## Start Stored data

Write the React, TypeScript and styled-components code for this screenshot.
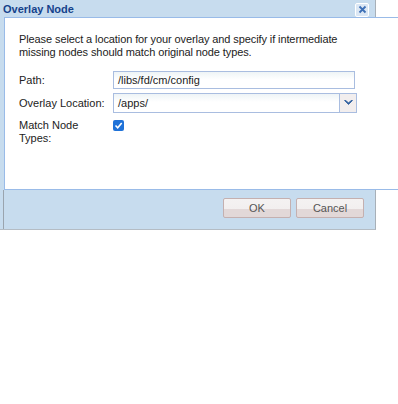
import React from "react";
import styled, { createGlobalStyle } from "styled-components";

const Global = createGlobalStyle`
  html, body { margin: 0; padding: 0; background: #ffffff; }
  body { font-family: Tahoma, "DejaVu Sans", "Liberation Sans", sans-serif; }
`;

const Window = styled.div`
  width: 375px;
  background: #c7dcee;
  border-right: 1px solid #a8b0b8;
  border-bottom: 1px solid #b4bcc4;
  display: flex;
  flex-direction: column;
`;

const TitleBar = styled.div`
  height: 17px;
  display: flex;
  align-items: center;
  justify-content: space-between;
  padding: 0 6px 0 3px;
`;

const Title = styled.span`
  font-family: "Liberation Sans", Arial, sans-serif;
  font-weight: bold;
  font-size: 11px;
  color: #15428b;
`;

const CloseBtn = styled.div`
  width: 12px;
  height: 12px;
  border: 1px solid #ffffff;
  border-radius: 2px;
  background: #dbe7f4;
  display: flex;
  align-items: center;
  justify-content: center;
  margin-top: 2px;
`;

const Body = styled.div`
  margin-left: 4px;
  width: 367px;
  height: 156px;
  background: #ffffff;
  border: 1px solid #99bbe8;
  padding: 15px 14px 0 14px;
  box-sizing: content-box;
  font-family: "Liberation Sans", Arial, sans-serif;
  font-size: 11px;
  color: #222;
`;

const Intro = styled.p`
  margin: 0 0 12px 0;
  line-height: 13px;
  letter-spacing: -0.1px;
`;

const Row = styled.div`
  display: flex;
  align-items: center;
  margin-bottom: 4px;
`;

const CheckRow = styled.div`
  display: flex;
  align-items: flex-start;
  margin-top: 6px;
`;

const Label = styled.label`
  width: 94px;
  line-height: 13px;
`;

const Input = styled.div`
  width: 242px;
  height: 18px;
  border: 1px solid #a9bde0;
  background: linear-gradient(#eef4f6, #ffffff 8px);
  display: flex;
  align-items: center;
  padding-left: 4px;
  box-sizing: border-box;
  font-family: "Liberation Sans", Arial, sans-serif;
  font-size: 11px;
  color: #222;
`;

const SelectWrap = styled.div`
  width: 244px;
  height: 20px;
  border: 1px solid #a9bde0;
  display: flex;
  box-sizing: border-box;
`;

const SelectText = styled.div`
  flex: 1;
  background: linear-gradient(#eef4f6, #ffffff 8px);
  display: flex;
  align-items: center;
  padding-left: 4px;
  font-size: 11px;
  color: #222;
`;

const Trigger = styled.div`
  width: 16px;
  border-left: 1px solid #a9bde0;
  background: #f2eeee;
  display: flex;
  align-items: center;
  justify-content: center;
`;

const Check = styled.div`
  width: 11px;
  height: 11px;
  border-radius: 2px;
  background: #1f72d8;
  display: flex;
  align-items: center;
  justify-content: center;
  margin-top: 1px;
`;

const Footer = styled.div`
  height: 39px;
  display: flex;
  justify-content: flex-end;
  align-items: flex-start;
  gap: 5px;
  padding: 8px 11px 0 0;
  box-sizing: border-box;
  border-left: 1px solid #9aa4ae;
  margin-left: 3px;
`;

const Button = styled.div`
  width: 68px;
  height: 20px;
  box-sizing: border-box;
  border: 1px solid #c4b0b0;
  border-radius: 2px;
  background: linear-gradient(#f4f2f2 0, #f2efef 55%, #e2d8d8 56%, #e2d8d8 100%);
  display: flex;
  align-items: center;
  justify-content: center;
  font-family: "Liberation Sans", Arial, sans-serif;
  font-size: 11px;
  color: #555;
`;

export default function App() {
  return (
    <>
      <Global />
      <Window>
        <TitleBar>
          <Title>Overlay Node</Title>
          <CloseBtn>
            <svg width="9" height="9" viewBox="0 0 9 9">
              <path d="M1.5 1.5 L7.5 7.5 M7.5 1.5 L1.5 7.5" stroke="#3d6fb6" strokeWidth="1.8" />
            </svg>
          </CloseBtn>
        </TitleBar>
        <Body>
          <Intro>
            Please select a location for your overlay and specify if intermediate
            <br />
            missing nodes should match original node types.
          </Intro>
          <Row>
            <Label>Path:</Label>
            <Input>/libs/fd/cm/config</Input>
          </Row>
          <Row>
            <Label>Overlay Location:</Label>
            <SelectWrap>
              <SelectText>/apps/</SelectText>
              <Trigger>
                <svg width="9" height="6" viewBox="0 0 9 6">
                  <path d="M0.5 0.5 L4.5 4.5 L8.5 0.5 L7 0.5 L4.5 3 L2 0.5 Z" fill="#2d5e9e" stroke="#2d5e9e" strokeWidth="0.8" />
                </svg>
              </Trigger>
            </SelectWrap>
          </Row>
          <CheckRow>
            <Label>
              Match Node
              <br />
              Types:
            </Label>
            <Check>
              <svg width="9" height="9" viewBox="0 0 9 9">
                <path d="M1.5 4.5 L3.7 6.7 L7.7 2" stroke="#fff" strokeWidth="1.6" fill="none" />
              </svg>
            </Check>
          </CheckRow>
        </Body>
        <Footer>
          <Button>OK</Button>
          <Button>Cancel</Button>
        </Footer>
      </Window>
    </>
  );
}
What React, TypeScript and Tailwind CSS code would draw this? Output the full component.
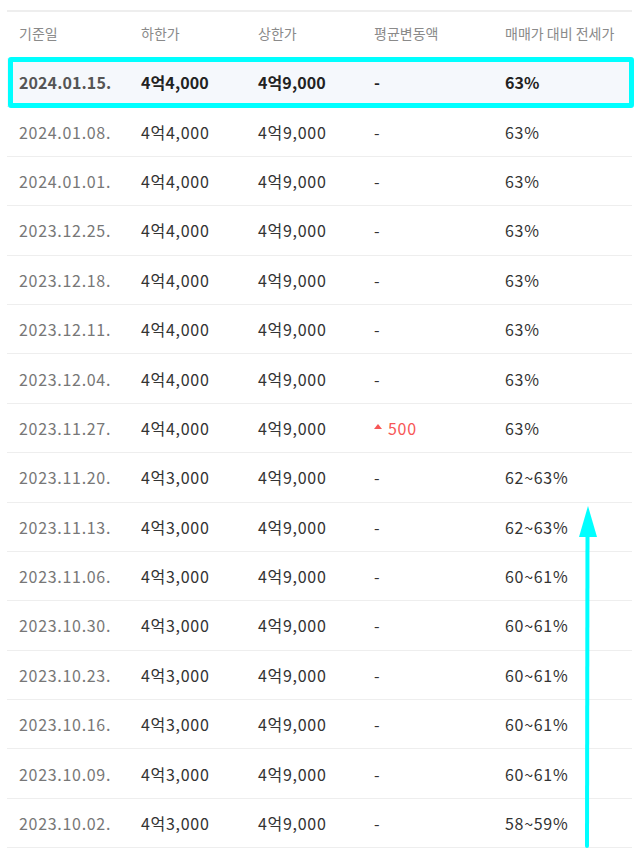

## End Stored data

◆ Exercise details ◆
Print out the whole of the material word for word, without pictures.

◆ Solution ◆
Write the React, TypeScript and styled-components code for this screenshot.
import React from "react";
import styled, { createGlobalStyle } from "styled-components";

const Global = createGlobalStyle`
  html, body { margin: 0; padding: 0; background: #ffffff; }
  body { font-family: Tahoma, "DejaVu Sans", "Liberation Sans", sans-serif; }
`;

const Window = styled.div`
  width: 375px;
  background: #c7dcee;
  border-right: 1px solid #a8b0b8;
  border-bottom: 1px solid #b4bcc4;
  display: flex;
  flex-direction: column;
`;

const TitleBar = styled.div`
  height: 17px;
  display: flex;
  align-items: center;
  justify-content: space-between;
  padding: 0 6px 0 3px;
`;

const Title = styled.span`
  font-family: "Liberation Sans", Arial, sans-serif;
  font-weight: bold;
  font-size: 11px;
  color: #15428b;
`;

const CloseBtn = styled.div`
  width: 12px;
  height: 12px;
  border: 1px solid #ffffff;
  border-radius: 2px;
  background: #dbe7f4;
  display: flex;
  align-items: center;
  justify-content: center;
  margin-top: 2px;
`;

const Body = styled.div`
  margin-left: 4px;
  width: 367px;
  height: 156px;
  background: #ffffff;
  border: 1px solid #99bbe8;
  padding: 15px 14px 0 14px;
  box-sizing: content-box;
  font-family: "Liberation Sans", Arial, sans-serif;
  font-size: 11px;
  color: #222;
`;

const Intro = styled.p`
  margin: 0 0 12px 0;
  line-height: 13px;
  letter-spacing: -0.1px;
`;

const Row = styled.div`
  display: flex;
  align-items: center;
  margin-bottom: 4px;
`;

const CheckRow = styled.div`
  display: flex;
  align-items: flex-start;
  margin-top: 6px;
`;

const Label = styled.label`
  width: 94px;
  line-height: 13px;
`;

const Input = styled.div`
  width: 242px;
  height: 18px;
  border: 1px solid #a9bde0;
  background: linear-gradient(#eef4f6, #ffffff 8px);
  display: flex;
  align-items: center;
  padding-left: 4px;
  box-sizing: border-box;
  font-family: "Liberation Sans", Arial, sans-serif;
  font-size: 11px;
  color: #222;
`;

const SelectWrap = styled.div`
  width: 244px;
  height: 20px;
  border: 1px solid #a9bde0;
  display: flex;
  box-sizing: border-box;
`;

const SelectText = styled.div`
  flex: 1;
  background: linear-gradient(#eef4f6, #ffffff 8px);
  display: flex;
  align-items: center;
  padding-left: 4px;
  font-size: 11px;
  color: #222;
`;

const Trigger = styled.div`
  width: 16px;
  border-left: 1px solid #a9bde0;
  background: #f2eeee;
  display: flex;
  align-items: center;
  justify-content: center;
`;

const Check = styled.div`
  width: 11px;
  height: 11px;
  border-radius: 2px;
  background: #1f72d8;
  display: flex;
  align-items: center;
  justify-content: center;
  margin-top: 1px;
`;

const Footer = styled.div`
  height: 39px;
  display: flex;
  justify-content: flex-end;
  align-items: flex-start;
  gap: 5px;
  padding: 8px 11px 0 0;
  box-sizing: border-box;
  border-left: 1px solid #9aa4ae;
  margin-left: 3px;
`;

const Button = styled.div`
  width: 68px;
  height: 20px;
  box-sizing: border-box;
  border: 1px solid #c4b0b0;
  border-radius: 2px;
  background: linear-gradient(#f4f2f2 0, #f2efef 55%, #e2d8d8 56%, #e2d8d8 100%);
  display: flex;
  align-items: center;
  justify-content: center;
  font-family: "Liberation Sans", Arial, sans-serif;
  font-size: 11px;
  color: #555;
`;

export default function App() {
  return (
    <>
      <Global />
      <Window>
        <TitleBar>
          <Title>Overlay Node</Title>
          <CloseBtn>
            <svg width="9" height="9" viewBox="0 0 9 9">
              <path d="M1.5 1.5 L7.5 7.5 M7.5 1.5 L1.5 7.5" stroke="#3d6fb6" strokeWidth="1.8" />
            </svg>
          </CloseBtn>
        </TitleBar>
        <Body>
          <Intro>
            Please select a location for your overlay and specify if intermediate
            <br />
            missing nodes should match original node types.
          </Intro>
          <Row>
            <Label>Path:</Label>
            <Input>/libs/fd/cm/config</Input>
          </Row>
          <Row>
            <Label>Overlay Location:</Label>
            <SelectWrap>
              <SelectText>/apps/</SelectText>
              <Trigger>
                <svg width="9" height="6" viewBox="0 0 9 6">
                  <path d="M0.5 0.5 L4.5 4.5 L8.5 0.5 L7 0.5 L4.5 3 L2 0.5 Z" fill="#2d5e9e" stroke="#2d5e9e" strokeWidth="0.8" />
                </svg>
              </Trigger>
            </SelectWrap>
          </Row>
          <CheckRow>
            <Label>
              Match Node
              <br />
              Types:
            </Label>
            <Check>
              <svg width="9" height="9" viewBox="0 0 9 9">
                <path d="M1.5 4.5 L3.7 6.7 L7.7 2" stroke="#fff" strokeWidth="1.6" fill="none" />
              </svg>
            </Check>
          </CheckRow>
        </Body>
        <Footer>
          <Button>OK</Button>
          <Button>Cancel</Button>
        </Footer>
      </Window>
    </>
  );
}
What React, TypeScript and Tailwind CSS code would draw this? Output the full component.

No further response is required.